The truth is, we use names as a kind of social measure. Based on our own preferences, we make assumptions about the kind of people who’d call their child X or Y, weighing it up against a mental list. It crosses generations: looking at names on paper at work, I automatically assume that anyone called Beryl belongs to my father’s era; that Chrisie could be aged between twenty-five and forty; and that Melissa is around my own age. It’s easier with women than men, because for whatever quirk of masculine pride, we tend to be more conservative when it comes to boys, presumably thinking that men are more likely to suffer for having a different name. However snobbish and judgemental it makes us, we all do it. And in our adult way, we tease.
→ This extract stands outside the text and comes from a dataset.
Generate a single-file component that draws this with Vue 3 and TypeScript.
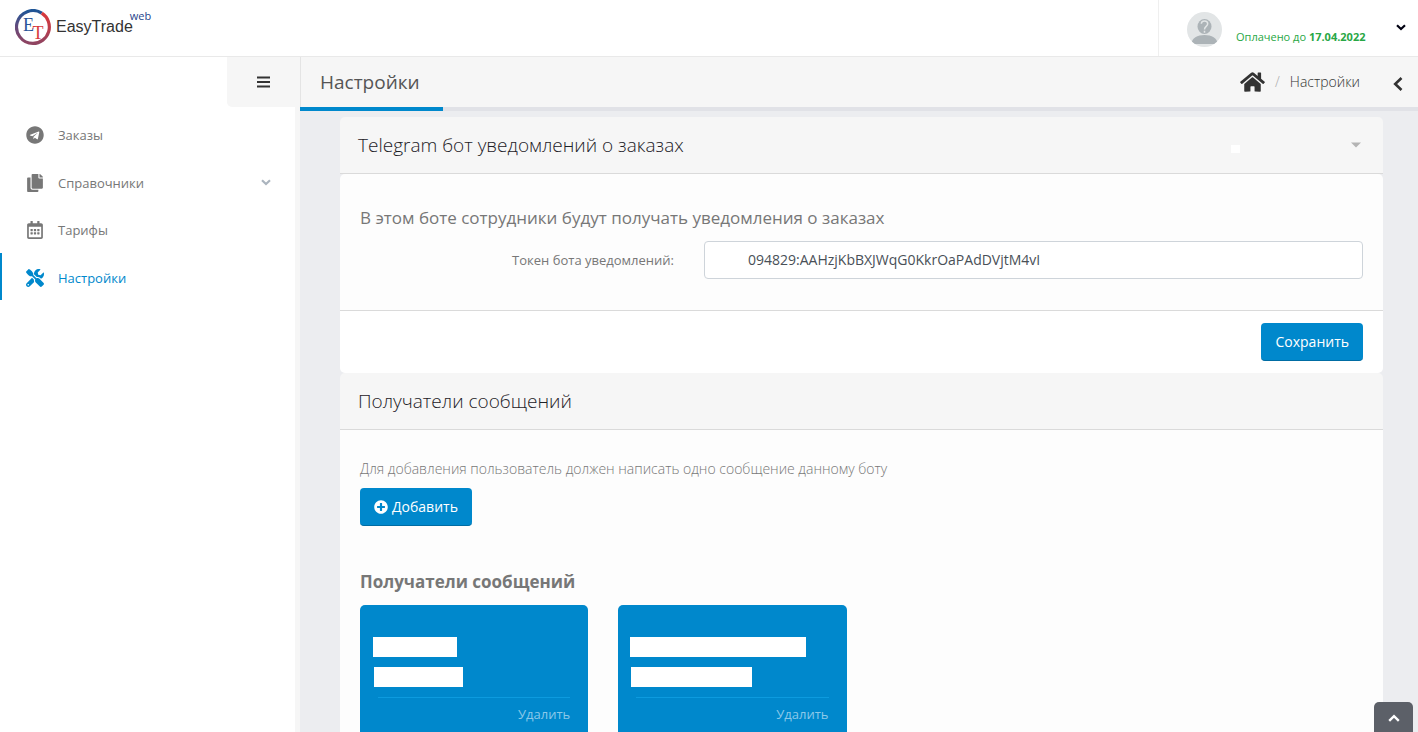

Some names don’t lend themselves much to mnemonic insults: thankfully, Philippa is one of them. A few inventive boys tried out ‘Philadelphia Cream Cheese’ in year 4, but decided, somewhat unsurprisingly, to let it die out. Pip was safe, too, until South Park made mockery of a certain nerdy English kid. With so many new names hitting the spotlight both in and out of celebrity circles, it’s tempting to speculate as to whether we might reach a point where unusual names no longer attract attention, both because it’s celebrities setting the precedent, and because, past a certain volume, novelties inevitably cease to be novel. But I doubt it. The more likely scenario is that a new notion of ‘normal’ names is adopted, and retro parents who favour Jane and Michael will be seen as revolutionaries compared to those with offspring called Aqua and Eldritch.
So in the interim, why not stay indidivual and stick with what you like? After all, it’s what everyone else is doing.